Some debuggers make use of it when displaying the current program state, the major debuggers do not allow you to step into a specific sub-call on a line (e.g. skip function arguments and go straight to the outermost function call). This is purely a UI issue, they have enough information. I believe the nnd debugger has implemented selecting the call to step into.
Addr2line could be amended. I am working on my own debugger and I keep re-implementing existing command line tools as part of my testing strategy. A finer-grained addr2line sounds like a good exercise.
cb321
6 days ago
Our exact context here is not just column numbers, but also about backslash line continuations joined by the C preprocessor. That makes the #line directives emitted refer to columns within a (large) "virtual line assembled by the tooling", not an "actual source" coordinate.
So, a column number would not be very meaningful to a programmer (relative to some ';' or '{}' expressional label leveraging internal language syntax/bracketing which would definitely still be a bit to muck about with). As per my Lisp mention, it is really be a >1 dimensional idea, and there are various ways to flatten/marshal that parse tree. "next/over" and "step/into" are enough "incrementally/dynamically/interactively" to build up that 2d navigation, but also harder to work with "cumulatively" and with more complex than lisp grammars. Maybe most concretely, how "subexpression numbers" (in addr2x or other senses) are enumerated might still be a thing programmers need to "learn" from their "debugger UI".
Another option might be to "reverse preprocess it" or maintain forward-meta-data to go from the "virtual line column number" back to the "true source (line,column)".
I don't mean to discourage you, but just explain more what problem I meant to refer to by "how to label it" and highlight limitations of your new test. { But many are probably limited somehow! :-) }
kreco
6 days ago
The backslashes itself make the preprocessor way more complicated for no real advantage (apart when it's unavoidable like in macros).

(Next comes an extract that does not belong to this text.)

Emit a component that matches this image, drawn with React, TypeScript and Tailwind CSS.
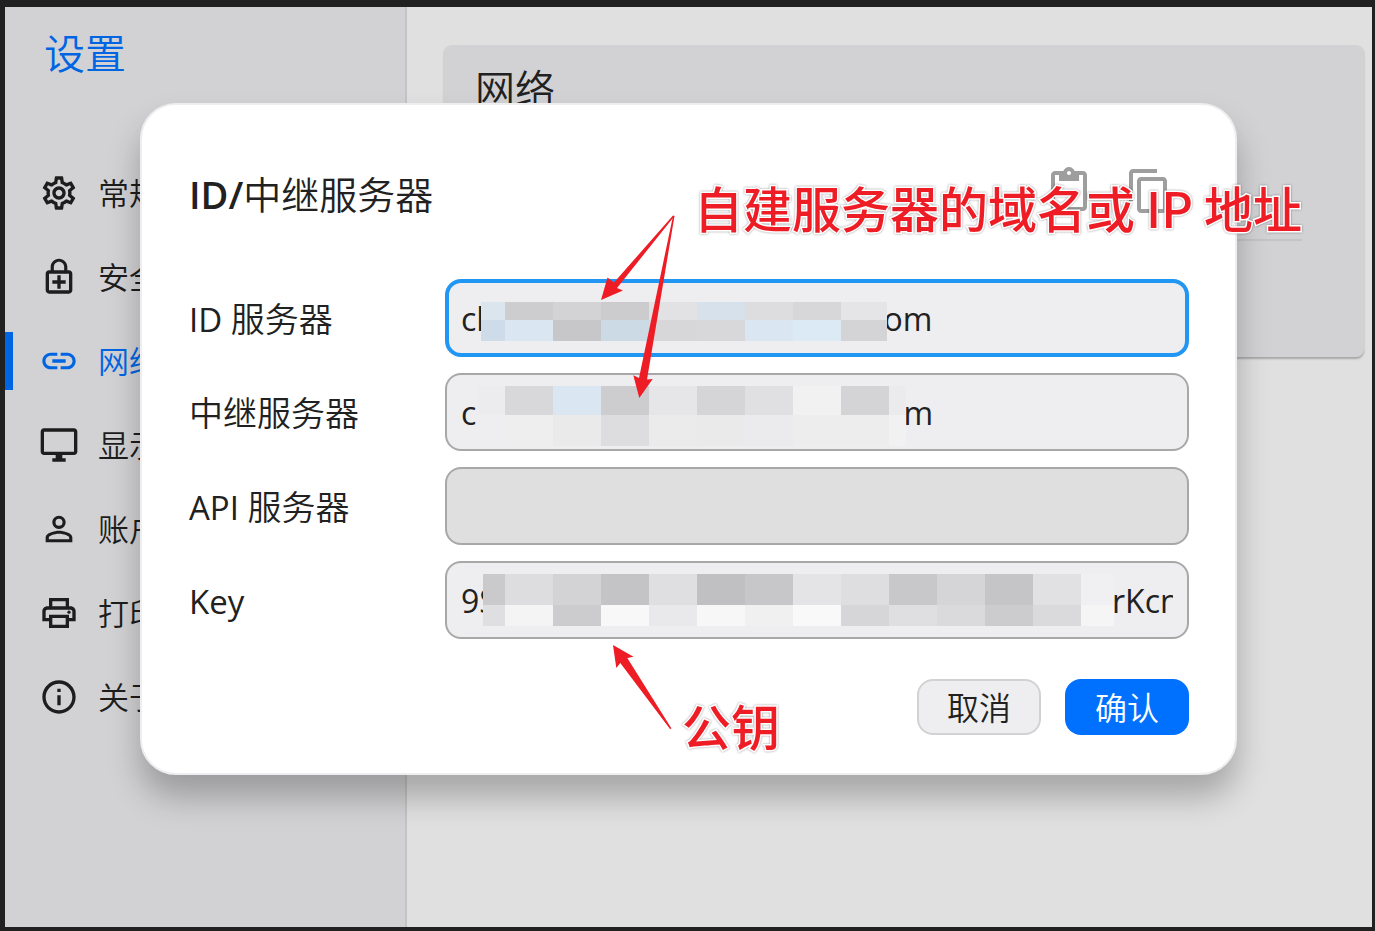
import { useState } from "react";
import type { IconType } from "react-icons";
import {
  MdContentCopy,
  MdContentPaste,
  MdLink,
  MdOutlineDesktopWindows,
  MdOutlineEnhancedEncryption,
  MdOutlineInfo,
  MdOutlinePersonOutline,
  MdOutlinePrint,
  MdOutlineSettings,
} from "react-icons/md";

interface NavItem {
  label: string;
  icon: IconType;
}

const navItems: NavItem[] = [
  { label: "常规", icon: MdOutlineSettings },
  { label: "安全", icon: MdOutlineEnhancedEncryption },
  { label: "网络", icon: MdLink },
  { label: "显示", icon: MdOutlineDesktopWindows },
  { label: "账户", icon: MdOutlinePersonOutline },
  { label: "打印机", icon: MdOutlinePrint },
  { label: "关于", icon: MdOutlineInfo },
];

interface MosaicData {
  // column edges and row edges, relative to the left/top of the field
  cols: number[];
  rows: number[];
  colors: string[][];
}

const idMosaic: MosaicData = {
  cols: [36, 60, 108, 156, 204, 252, 300, 348, 396, 442],
  rows: [23, 41, 62],
  colors: [
    ["#dae5ee", "#cdcdcf", "#d3d3d5", "#cccccf", "#e2e2e4", "#d7e1eb", "#dddddf", "#d7d7d9", "#e5e5e7"],
    ["#cddce8", "#dae7f2", "#c7c7c9", "#ccdae6", "#d7d7d9", "#d8d8da", "#dae7f2", "#dceaf6", "#d4d4d6"],
  ],
};

const relayMosaic: MosaicData = {
  cols: [33, 60, 108, 156, 204, 252, 300, 348, 396, 444, 461],
  rows: [13, 42, 73],
  colors: [
    ["#ececee", "#d8d8da", "#dae7f2", "#cdcdcf", "#e6e6e8", "#d5d5d7", "#e0e0e2", "#f1f1f1", "#d4d4d6", "#ebebed"],
    ["#eeeef0", "#eeeeee", "#eaeaea", "#dddddf", "#ebebeb", "#eaeaea", "#ebebed", "#ededed", "#ededed", "#f1f1f1"],
  ],
};

const keyMosaic: MosaicData = {
  cols: [38, 60, 108, 156, 204, 252, 300, 348, 396, 444, 492, 540, 588, 636, 669],
  rows: [13, 44, 65],
  colors: [
    ["#cacacc", "#dddddf", "#d3d3d5", "#c4c4c6", "#dfdfe1", "#c0c0c2", "#c7c7c9", "#e4e4e6", "#dedee0", "#c8c8ca", "#d5d5d7", "#c5c5c7", "#e1e1e3", "#f0f0f2"],
    ["#dfdfe1", "#f4f4f4", "#cccccf", "#f8f8f8", "#e9e9eb", "#f7f7f7", "#f0f0f0", "#f9f9f9", "#d6d6d8", "#dfdfe1", "#dadadc", "#ccccce", "#dadadc", "#f5f5f5"],
  ],
};

function Mosaic({ cols, rows, colors }: MosaicData) {
  return (
    <svg
      className="pointer-events-none absolute top-0 left-0 h-[78px] w-[744px]"
      shapeRendering="crispEdges"
      aria-hidden="true"
    >
      {colors.map((line, r) =>
        line.map((fill, c) => (
          <rect
            key={`${r}-${c}`}
            x={cols[c]}
            y={rows[r]}
            width={cols[c + 1] - cols[c]}
            height={rows[r + 1] - rows[r]}
            fill={fill}
          />
        ))
      )}
    </svg>
  );
}

interface FieldProps {
  id: string;
  // latin part of the label, set in a heavier weight than the chinese part
  prefix?: string;
  label?: string;
  value: string;
  inputClass: string;
  mosaic?: MosaicData;
  onChange: (value: string) => void;
}

function Field({ id, prefix, label, value, inputClass, mosaic, onChange }: FieldProps) {
  return (
    <div className="flex items-center">
      <label htmlFor={id} className="w-64 shrink-0 pt-0.5 text-[34px] leading-10 whitespace-pre">
        {prefix && <span className="text-[33px] font-normal">{prefix}</span>}
        {label}
      </label>
      <div className="relative min-w-0 flex-1">
        <input
          id={id}
          type="text"
          autoComplete="off"
          spellCheck={false}
          value={value}
          onChange={(e) => onChange(e.target.value)}
          className={`block h-[78px] w-full rounded-2xl text-[32px] font-normal outline-none ${inputClass}`}
        />
        {mosaic && <Mosaic {...mosaic} />}
      </div>
    </div>
  );
}

function Arrows() {
  return (
    <svg
      className="pointer-events-none absolute top-0 left-0 h-[672px] w-[720px]"
      viewBox="142 105 720 672"
      fill="#ee1c25"
      aria-hidden="true"
    >
      <path d="M601 300 607.500 277.500 614 282.500 673 215.500 674.500 216 617 288 623 290.500Z" />
      <path d="M639.300 398 633.300 375.300 639 378 673 216 674.500 216 647 379.500 652.700 379Z" />
      <path d="M613 645 633.500 656.700 627.300 658 671.500 728.500 670 729 620.300 663 616.300 668Z" />
    </svg>
  );
}

const noteClass =
  "pointer-events-none absolute whitespace-nowrap font-['Noto_Sans_CJK_SC',sans-serif] text-[49px] leading-[56px] font-medium text-[#ee1c25] [paint-order:stroke_fill] [-webkit-text-stroke:3px_white] [filter:drop-shadow(0_0_1px_rgba(0,0,0,0.4))]";

export default function App() {
  const [active, setActive] = useState("网络");
  const [idServer, setIdServer] = useState("cl" + " ".repeat(48) + "om");
  const [relayServer, setRelayServer] = useState("c" + " ".repeat(51) + "\u200am");
  const [apiServer, setApiServer] = useState("");
  const [key, setKey] = useState("9S" + " ".repeat(74) + "rKcn");

  return (
    <div className="relative flex min-h-screen bg-[#212121] pt-[7px] pr-[3px] pb-1 pl-[5px] font-['Open_Sans','Noto_Sans_CJK_SC',sans-serif] font-[350] text-[#212121]">
      <aside className="w-[402px] shrink-0 border-r-2 border-[#c4c4c5] bg-[#d2d2d4]">
        <h1 className="px-[39px] pt-4 text-[41px] leading-[60px] font-[350] text-[#0065e3]">设置</h1>
        <nav className="mt-17 flex flex-col">
          {navItems.map(({ label, icon: Icon }) => (
            <button
              key={label}
              type="button"
              onClick={() => setActive(label)}
              className={`flex h-21 items-center text-left text-[31px] leading-10 ${
                label === active ? "text-[#0065e3]" : "text-[#1d1d1d]"
              }`}
            >
              <span className={`h-[58px] w-2 ${label === active ? "bg-[#0065e3]" : ""}`} />
              <Icon className="mr-[19px] ml-[26px] size-10" />
              {label}
            </button>
          ))}
        </nav>
      </aside>

      <main className="flex-1 bg-[#e0e0e0] pt-[38px] pr-2 pl-[37px]">
        <section className="h-[312px] rounded-lg bg-[#d2d2d4] px-[31px] pt-3.5 shadow-[0_2px_2px_rgba(0,0,0,0.25)]">
          <h2 className="text-[40px] leading-[60px] font-[350]">网络</h2>
          <hr className="mt-[120px] mr-[31px] border-t-2 border-[#c4c4c5]" />
        </section>
      </main>

      <div className="absolute inset-0 flex items-start pt-[103px] pr-[138px] pl-35">
        <div
          role="dialog"
          aria-labelledby="dialog-title"
          className="relative w-full rounded-[36px] border-2 border-[#eeeef0] bg-white pr-[46px] pb-[38px] pl-[47px] shadow-[0_22px_32px_rgba(0,0,0,0.26)]"
        >
          <header className="mb-0.5 flex h-[172px] items-center">
            <h2 id="dialog-title" className="pt-1.5 text-[38px] leading-[56px] font-[350]">
              <span className="font-semibold">ID/</span>
              中继服务器
            </h2>
            <div className="mr-4 ml-auto flex gap-8 text-[#9e9e9e]">
              <button type="button" aria-label="粘贴">
                <MdContentPaste className="size-12" />
              </button>
              <button type="button" aria-label="复制">
                <MdContentCopy className="size-12" />
              </button>
            </div>
          </header>

          <form className="flex flex-col gap-4" onSubmit={(e) => e.preventDefault()}>
            <Field
              id="id-server"
              prefix="ID "
              label="服务器"
              value={idServer}
              onChange={setIdServer}
              inputClass="border-4 border-[#2196f3] bg-[#eeeef0] px-3"
              mosaic={idMosaic}
            />
            <Field
              id="relay-server"
              label="中继服务器"
              value={relayServer}
              onChange={setRelayServer}
              inputClass="border-2 border-[#a8a8a8] bg-[#eeeef0] px-[14px]"
              mosaic={relayMosaic}
            />
            <Field
              id="api-server"
              prefix="API "
              label="服务器"
              value={apiServer}
              onChange={setApiServer}
              inputClass="border-2 border-[#a8a8a8] bg-[#dfdfdf] px-[14px]"
            />
            <Field
              id="key"
              prefix="Key"
              value={key}
              onChange={setKey}
              inputClass="border-2 border-[#a8a8a8] bg-[#eeeef0] px-[14px]"
              mosaic={keyMosaic}
            />
            <div className="mt-6 flex justify-end gap-6 text-[32px] leading-[48px]">
              <button
                type="button"
                className="h-14 w-31 rounded-2xl border-2 border-[#d2d2d4] bg-[#eeeef0] pt-0.5"
              >
                取消
              </button>
              <button type="submit" className="h-14 w-31 rounded-2xl bg-[#0071ff] pt-0.5 text-white">
                确认
              </button>
            </div>
          </form>

          {/* Callouts */}
          <Arrows />
          <p className={`${noteClass} top-[74px] left-[552px]`}>自建服务器的域名或 IP 地址</p>
          <p className={`${noteClass} top-[592px] left-[540px]`}>公钥</p>
        </div>
      </div>
    </div>
  );
}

For every single symbol you need to actually check if there is a splice (backslash + new line) in it. For single pass compiler, this contribute to a very slow lexing phase as this splice can appear anywhere in a C/C++ code.
jcelerier
6 days ago
I don't think this is optimizing for the right thing, I've sat in front of hundreds of gcc & clang compiler time traces and lexing is a minuscule percentage of the time spent in the compiler
kreco
6 days ago
My point is that it would make simpler for the lexer and for the human being.